Kutipan di atas berasal dari Bible, Matius 5:44 yang berbunyi: “Tetapi Aku berkata kepadamu: Kasihilah musuhmu dan berdoalah bagi mereka yang menganiaya kamu.” Meskipun saya Muslim, izinkan saya menggunakan kutipan itu karena maknanya dalam.
Saya pikir, ucapan Yesus itu selaras dengan kutipan yang saya ambil dari film The Godfather: Part II (1974) yang dijadikan ilustrasi di atas:
“Keep Your Friends Close But Your Enemies Closer”
“Jaga Temanmu Tetap Dekat Tetapi Musuhmu Lebih Dekat Lagi”
Kenapa bisa begitu? Karena musuh justru merupakan pihak yang meluangkan waktu, pikiran, tenaga, bahkan mungkin hartanya untuk mencari kelemahan kita. Ia seringkali tidak sekedar bicara saja, tapi juga bertindak menyerang.
Kalau dalam kerangka “Learning Intelligence”, sebenarnya itu adalah semacam “spionase” dari pihak musuh. Kita diintai untuk dihancurkan. Tetapi, justru kalau kita tahu apa yang diintai, kita malah tahu di situlah titik lemah kita. Sehingga, bisa kita tutup untuk mencegah serangan datang.
Sebagai contoh konkret, perusahaan teknologi informasi terutama yang bergerak di bidang keamanan sistem justru sering mengundang para hacker berlomba menjebol sistem yang mereka buat. Mereka dibayar justru untuk merusak! Aneh bukan? Tidak. Karena justru dengan begitu, ada dua manfaat sekaligus. Pertama, para hacker yang sudah dibayar itu tentu tidak mau merusak sembarangan lagi sumber mata pencahariannya. Kedua, pihak perusahaan TI jadi tahu bug dalam sistem mereka. Dan celah itu pun lantas diperbaiki dengan penambahan fitur keamanan.
Sehari-hari, kita bisa amat di pentas nasional para haters begitu kerap menyerang Jokowi. Kalau Presiden dan timnya jeli, justru itu merupakan lahan informasi berharga. Mereka jadi tahu titik lemah pemerintahan yang mereka jalankan, dengan begitu bisa membuat kebijakan yang lebih baik. Istilahnya, para pembenci dan musuh itu justru menunjukkan, “Ini lho, kamu bisa lebih baik lagi dengan begini.”

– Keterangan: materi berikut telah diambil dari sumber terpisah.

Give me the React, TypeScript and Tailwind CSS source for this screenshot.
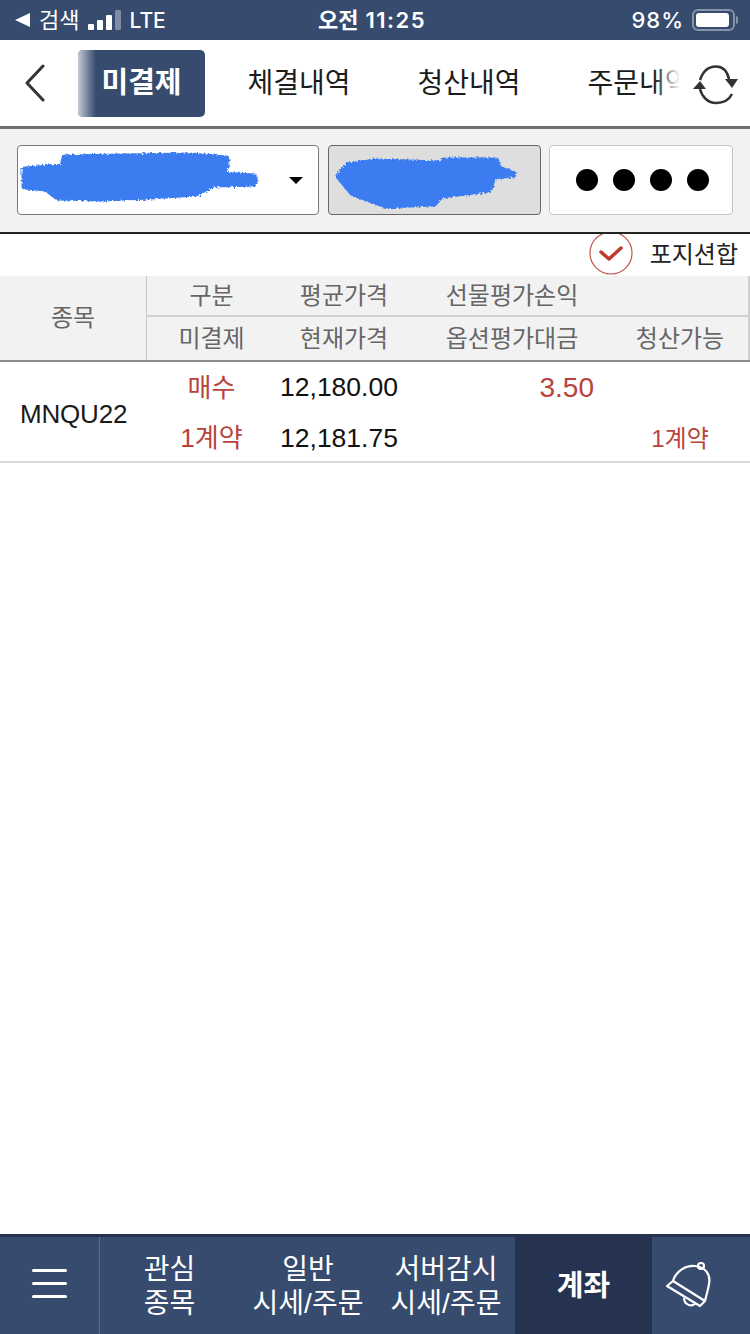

Mereka ibarat cermin, yang justru menunjukkan kekurangan kita saat berdandan. Misalnya saja bagi wanita lipstiknya tercoreng atau retsleting celana belum terpasang sempurna bagi pria. Kita bisa melihatnya hanya dari cermin. Itulah fungsi musuh dan pembenci yang justru bisa kita manfaatkan. Maka, tak heran, Yesus sampai mengajarkan kalimat yang saya kutipkan di awal tulisan ini.
Dalam Islam, teladan yang sangat baik juga diajarkan oleh Rasulullah Muhammad SAW. Berkali-kali beliau dihina, dilecehkan, bahkan diancam keselamatan jiwanya, tetapi tidak membalas, meskipun mampu. Bahkan, salah satu musuhnya kemudian jadi sahabat terdekatnya, yaitu Umar bin Khattab r.a., yang kemudian menjadi Khalifah kedua. Padahal, sewaktu masih kafir dan musyrik, ia malah pernah hendak membunuh Rasulullah.
Tujuan idealnya memang itu: menjadikan musuh berbalik sebagai sahabat. Tetapi di dunia nyata kita, sangat sulit. Pertama-tama justru karena pribadi kita sendiri tidaklah semulia Rasulullah Muhammad SAW atau Yesus. Kita masih gemar marah dan mendendam. Apalagi saya yang berkali-kali disakiti.
Tetapi, justru dengan kesadaran baru, saya mencoba merubah pemikiran, hati, dan sikap saya sendiri. Karena saya tahu, manfaat terbesar justru saya yang mendapatkan apabila mampu menjadikan musuh saya sebagai sahabat.